PROVIDED MATERIAL »
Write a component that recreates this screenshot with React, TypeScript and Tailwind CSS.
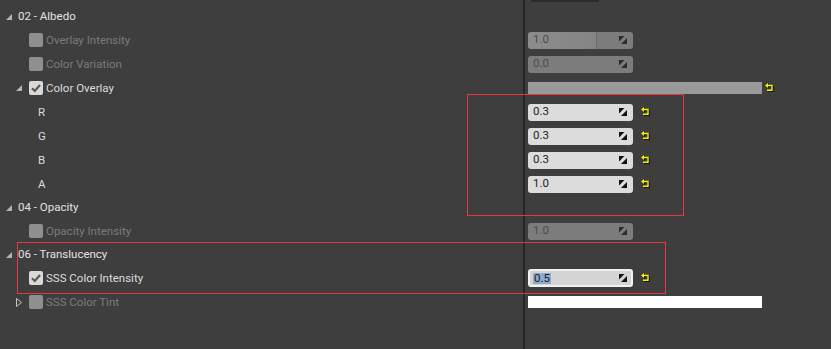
import React from "react";

const FONT = { fontFamily: "Roboto, 'Noto Sans', 'Liberation Sans', sans-serif" };

function Row({ h, left, right }: { h: string; left?: React.ReactNode; right?: React.ReactNode }) {
  return (
    <div className={`flex ${h}`}>
      <div className="w-[523px] flex items-center">{left}</div>
      <div className="w-[2px] bg-[#252525]" />
      <div className="flex-1 flex items-center pl-[3px]">{right}</div>
    </div>
  );
}

function DownTri() {
  return (
    <svg width="6" height="6" viewBox="0 0 6 6" className="block">
      <polygon points="6,0 6,6 0,6" fill="#b4b4b4" />
    </svg>
  );
}

function RightTri() {
  return (
    <svg width="6" height="9" viewBox="0 0 6 9" className="block">
      <polygon points="0.5,0.5 5.5,4.5 0.5,8.5" fill="none" stroke="#c4c4c4" strokeWidth="1" />
    </svg>
  );
}

function Check({ on }: { on: boolean }) {
  return (
    <div className={`w-[14px] h-[14px] rounded-[2px] ${on ? "bg-[#d9d9d9]" : "bg-[#8f8f8f]"}`}>
      {on && (
        <svg width="14" height="14" viewBox="0 0 14 14" className="block">
          <path d="M3 7.2 L5.8 10 L11 4" fill="none" stroke="#595959" strokeWidth="2.2" />
        </svg>
      )}
    </div>
  );
}

function Spin({ color }: { color: string }) {
  return (
    <svg width="8" height="8" viewBox="0 0 8 8" className="block">
      <polygon points="0,0 5.5,0 0,5.5" fill={color} />
      <polygon points="8,2 8,8 2,8" fill={color} />
    </svg>
  );
}

function Reset() {
  return (
    <svg width="10" height="10" viewBox="0 0 10 10" className="block ml-[8px]">
      <g transform="translate(1,1)">
        <polygon points="0,2.5 3,0 3,5" fill="#111" />
        <path d="M2.5 2.5 H7 V7.2 H2" fill="none" stroke="#111" strokeWidth="1.4" />
      </g>
      <polygon points="0,2.5 3,0 3,5" fill="#f4f400" />
      <path d="M2.5 2.5 H7 V7.2 H2" fill="none" stroke="#f4f400" strokeWidth="1.4" />
    </svg>
  );
}

function NumBox({ value, state }: { value: string; state: "on" | "off" | "slider" | "active" }) {
  if (state === "active") {
    return (
      <div className="w-[105px] h-[18px] rounded-[3px] border-2 border-[#f2f2f2] bg-[#d4d4d4] flex items-center justify-between pl-[3px] pr-[4px]">
        <span className="text-[11.5px] text-[#1c1c1c] bg-[#8fabcc] leading-[11px] px-[1px]">{value}</span>
        <Spin color="#111" />
      </div>
    );
  }
  const cls =
    state === "on"
      ? "bg-[#dcdcdc] text-[#222222]"
      : state === "slider"
      ? "bg-[linear-gradient(to_right,#8c8c8c_0px,#858585_68px,#6c6c6c_68px,#6c6c6c_69px,#7c7c7c_69px)] text-[#4c4c4c]"
      : "bg-[#7c7c7c] text-[#4c4c4c]";
  return (
    <div className={`w-[105px] h-[17px] rounded-[3px] flex items-center justify-between pl-[5px] pr-[6px] ${cls}`}>
      <span className="text-[11.5px] leading-none">{value}</span>
      <Spin color={state === "on" ? "#111" : "#2c2c2c"} />
    </div>
  );
}

function Category({ label }: { label: string }) {
  return (
    <div className="flex items-center pl-[6px]">
      <DownTri />
      <span className="ml-[6px] pt-[1px] text-[11.5px] text-[#e2e2e2]">{label}</span>
    </div>
  );
}

function Prop({ label, on, tri }: { label: string; on: boolean; tri?: "down" | "right" }) {
  return (
    <div className={`flex items-center ${tri ? "pl-[16px]" : "pl-[29px]"}`}>
      {tri === "down" && (
        <div className="mr-[7px]">
          <DownTri />
        </div>
      )}
      {tri === "right" && (
        <div className="mr-[7px]">
          <RightTri />
        </div>
      )}
      <Check on={on} />
      <span className={`ml-[3px] pt-[1px] text-[11.5px] ${on ? "text-[#dcdcdc]" : "text-[#7b7b7b]"}`}>{label}</span>
    </div>
  );
}

function Channel({ label }: { label: string }) {
  return <span className="pl-[38px] pt-[1px] text-[11.5px] text-[#dcdcdc]">{label}</span>;
}

export default function App() {
  return (
    <div className="relative w-[831px] h-[349px] bg-[#3e3e3e] overflow-hidden flex flex-col" style={FONT}>
      <div className="flex h-[5px]">
        <div className="w-[523px]" />
        <div className="w-[2px] bg-[#252525]" />
        <div className="flex-1 pl-[6px]">
          <div className="w-[68px] h-[2px] bg-[#2b2b2b]" />
        </div>
      </div>
      <Row h="h-[23px]" left={<Category label="02 - Albedo" />} />
      <Row h="h-[24px]" left={<Prop label="Overlay Intensity" on={false} />} right={<NumBox value="1.0" state="slider" />} />
      <Row h="h-[24px]" left={<Prop label="Color Variation" on={false} />} right={<NumBox value="0.0" state="off" />} />
      <Row
        h="h-[24px]"
        left={<Prop label="Color Overlay" on={true} tri="down" />}
        right={
          <div className="flex items-center">
            <div className="w-[234px] h-[12px] bg-[#999999]" />
            <div className="-ml-[5px]">
              <Reset />
            </div>
          </div>
        }
      />
      {["R", "G", "B", "A"].map((c) => (
        <Row
          key={c}
          h="h-[24px]"
          left={<Channel label={c} />}
          right={
            <div className="flex items-center">
              <NumBox value={c === "A" ? "1.0" : "0.3"} state="on" />
              <Reset />
            </div>
          }
        />
      ))}
      <Row h="h-[23px]" left={<Category label="04 - Opacity" />} />
      <Row h="h-[24px]" left={<Prop label="Opacity Intensity" on={false} />} right={<NumBox value="1.0" state="off" />} />
      <Row h="h-[23px]" left={<Category label="06 - Translucency" />} />
      <Row
        h="h-[24px]"
        left={<Prop label="SSS Color Intensity" on={true} />}
        right={
          <div className="flex items-center">
            <NumBox value="0.5" state="active" />
            <Reset />
          </div>
        }
      />
      <Row
        h="h-[24px]"
        left={<Prop label="SSS Color Tint" on={false} tri="right" />}
        right={<div className="w-[234px] h-[12px] bg-white" />}
      />
      <div className="flex flex-1">
        <div className="w-[523px]" />
        <div className="w-[2px] bg-[#252525]" />
        <div className="flex-1" />
      </div>

      <div className="absolute left-[467px] top-[94px] w-[217px] h-[122px] border border-[#e8383d]" />
      <div className="absolute left-[17px] top-[242px] w-[649px] h-[52px] border border-[#e8383d]" />
    </div>
  );
}
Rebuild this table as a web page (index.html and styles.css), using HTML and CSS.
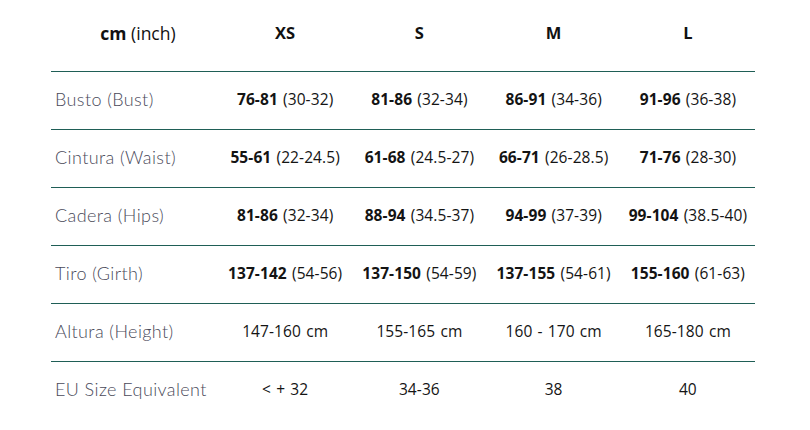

TASK »
Examine the records and pull out every line where the string "this" occurs.

SOLUTION »
Write a component that recreates this screenshot with React, TypeScript and Tailwind CSS.
Rebuild this table as a web page (index.html and styles.css), using HTML and CSS.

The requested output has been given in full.